Akibat aktivitas politiknya yang semakin radikal, Sukarno berulang kali ditangkap dan diasingkan oleh pemerintah kolonial. Dari penjara dan pembuangan, ia tidak berhenti berpikir dan menulis. Justru di sanalah pemikirannya semakin matang, ia merumuskan Pancasila sebagai dasar filosofis negara, sebuah sintesis dari berbagai nilai dan kepercayaan yang ada di Nusantara, dirancang untuk menjadi perekat bagi kemajemukan bangsa. Konsep Pancasila, dengan lima silanya—Ketuhanan, Kemanusiaan, Persatuan, Kerakyatan, dan Keadilan Sosial—adalah buah dari perenungan mendalamnya tentang karakter dan masa depan Indonesia.
B. Peran Kunci dalam Proklamasi Kemerdekaan
Saat pendudukan Jepang berakhir dengan menyerahnya Jepang kepada Sekutu, momentum emas untuk memproklamasikan kemerdekaan tiba. Dalam situasi yang penuh ketidakpastian dan ketegangan, Sukarno, bersama Hatta, memikul tanggung jawab besar untuk mengambil keputusan bersejarah. Desakan dari golongan pemuda yang revolusioner, yang dikenal dengan peristiwa Rengasdengklok, akhirnya membulatkan tekad mereka.

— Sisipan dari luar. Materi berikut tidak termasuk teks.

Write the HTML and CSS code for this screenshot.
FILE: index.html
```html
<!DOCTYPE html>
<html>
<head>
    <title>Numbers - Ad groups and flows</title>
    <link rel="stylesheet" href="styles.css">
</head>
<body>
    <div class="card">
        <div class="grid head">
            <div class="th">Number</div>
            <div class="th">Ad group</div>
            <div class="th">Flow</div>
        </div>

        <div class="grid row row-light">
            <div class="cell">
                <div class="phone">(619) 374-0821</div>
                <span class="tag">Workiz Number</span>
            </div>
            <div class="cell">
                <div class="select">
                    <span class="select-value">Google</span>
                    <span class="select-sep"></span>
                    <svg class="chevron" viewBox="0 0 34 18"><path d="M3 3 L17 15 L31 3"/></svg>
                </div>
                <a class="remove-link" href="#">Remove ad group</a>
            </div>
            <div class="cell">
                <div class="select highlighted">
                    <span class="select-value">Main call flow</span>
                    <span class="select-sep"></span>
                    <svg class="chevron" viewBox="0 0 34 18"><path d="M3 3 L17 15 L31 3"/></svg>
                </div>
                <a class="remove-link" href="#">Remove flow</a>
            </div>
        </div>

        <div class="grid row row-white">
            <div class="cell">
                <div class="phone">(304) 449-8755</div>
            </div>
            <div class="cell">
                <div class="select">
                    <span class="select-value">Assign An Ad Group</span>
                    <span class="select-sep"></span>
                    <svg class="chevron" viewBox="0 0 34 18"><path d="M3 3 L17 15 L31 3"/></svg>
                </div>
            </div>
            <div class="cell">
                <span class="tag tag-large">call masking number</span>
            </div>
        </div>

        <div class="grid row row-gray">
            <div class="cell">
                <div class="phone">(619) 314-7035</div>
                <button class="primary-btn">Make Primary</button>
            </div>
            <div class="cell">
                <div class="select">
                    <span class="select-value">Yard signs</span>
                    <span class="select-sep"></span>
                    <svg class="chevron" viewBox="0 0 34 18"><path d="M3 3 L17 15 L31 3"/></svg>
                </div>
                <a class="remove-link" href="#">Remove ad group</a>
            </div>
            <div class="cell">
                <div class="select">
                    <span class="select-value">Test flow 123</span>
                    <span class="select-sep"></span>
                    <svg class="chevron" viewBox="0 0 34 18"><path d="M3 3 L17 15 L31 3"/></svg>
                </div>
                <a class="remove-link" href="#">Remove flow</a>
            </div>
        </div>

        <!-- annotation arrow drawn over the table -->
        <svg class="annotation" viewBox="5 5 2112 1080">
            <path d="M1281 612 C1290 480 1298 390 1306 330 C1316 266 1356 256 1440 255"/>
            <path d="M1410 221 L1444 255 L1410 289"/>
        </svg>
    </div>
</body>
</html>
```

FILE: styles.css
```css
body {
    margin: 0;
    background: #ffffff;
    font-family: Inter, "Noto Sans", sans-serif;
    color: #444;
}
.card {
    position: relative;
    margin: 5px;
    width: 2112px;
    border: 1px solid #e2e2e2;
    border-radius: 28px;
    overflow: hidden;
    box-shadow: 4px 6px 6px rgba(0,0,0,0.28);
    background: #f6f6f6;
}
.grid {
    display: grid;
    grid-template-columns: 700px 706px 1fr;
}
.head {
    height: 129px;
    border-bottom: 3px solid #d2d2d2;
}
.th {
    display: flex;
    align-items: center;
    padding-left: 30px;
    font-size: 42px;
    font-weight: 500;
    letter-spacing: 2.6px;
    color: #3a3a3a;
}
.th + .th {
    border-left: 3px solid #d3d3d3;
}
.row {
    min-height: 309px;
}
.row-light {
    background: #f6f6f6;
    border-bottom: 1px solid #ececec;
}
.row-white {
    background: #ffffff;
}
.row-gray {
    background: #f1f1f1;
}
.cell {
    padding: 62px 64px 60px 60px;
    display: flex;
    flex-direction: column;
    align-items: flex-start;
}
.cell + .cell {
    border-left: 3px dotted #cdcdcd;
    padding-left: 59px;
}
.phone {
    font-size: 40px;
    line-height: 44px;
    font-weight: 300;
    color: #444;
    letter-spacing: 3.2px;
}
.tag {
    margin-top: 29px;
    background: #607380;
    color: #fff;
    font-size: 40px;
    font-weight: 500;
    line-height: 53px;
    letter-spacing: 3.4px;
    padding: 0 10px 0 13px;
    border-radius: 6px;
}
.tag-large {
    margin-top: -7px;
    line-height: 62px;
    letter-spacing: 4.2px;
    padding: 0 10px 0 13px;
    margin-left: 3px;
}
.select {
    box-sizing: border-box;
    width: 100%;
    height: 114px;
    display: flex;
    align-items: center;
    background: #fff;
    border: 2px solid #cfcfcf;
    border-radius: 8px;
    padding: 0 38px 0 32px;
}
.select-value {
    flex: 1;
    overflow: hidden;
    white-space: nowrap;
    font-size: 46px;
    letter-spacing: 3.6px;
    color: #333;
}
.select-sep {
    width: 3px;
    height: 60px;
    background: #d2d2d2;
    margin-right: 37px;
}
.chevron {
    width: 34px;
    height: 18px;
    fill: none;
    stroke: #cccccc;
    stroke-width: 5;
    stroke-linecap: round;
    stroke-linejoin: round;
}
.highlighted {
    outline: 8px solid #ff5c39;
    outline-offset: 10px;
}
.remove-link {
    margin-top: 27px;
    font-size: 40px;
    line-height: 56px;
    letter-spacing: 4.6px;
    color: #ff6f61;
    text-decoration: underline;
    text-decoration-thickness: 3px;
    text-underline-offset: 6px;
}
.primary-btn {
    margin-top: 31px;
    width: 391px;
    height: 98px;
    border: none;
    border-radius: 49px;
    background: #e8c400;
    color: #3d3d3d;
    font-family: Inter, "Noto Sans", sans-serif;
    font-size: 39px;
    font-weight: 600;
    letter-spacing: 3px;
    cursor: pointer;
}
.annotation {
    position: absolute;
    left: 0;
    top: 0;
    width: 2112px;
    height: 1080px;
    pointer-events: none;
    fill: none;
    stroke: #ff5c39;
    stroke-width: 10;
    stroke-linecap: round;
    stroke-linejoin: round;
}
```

Pada pagi hari di tanggal 17 Agustus, di Jalan Pegangsaan Timur, Sukarno dengan suara lantang membacakan teks proklamasi. Sebuah naskah singkat namun padat makna, yang menjadi deklarasi resmi kelahiran sebuah bangsa baru. Pidato singkatnya itu tidak hanya mengumumkan kemerdekaan, tetapi juga menjadi sumpah serapah kebebasan yang menginspirasi jutaan rakyat untuk bangkit dan berjuang mempertahankan kemerdekaan yang baru diraih.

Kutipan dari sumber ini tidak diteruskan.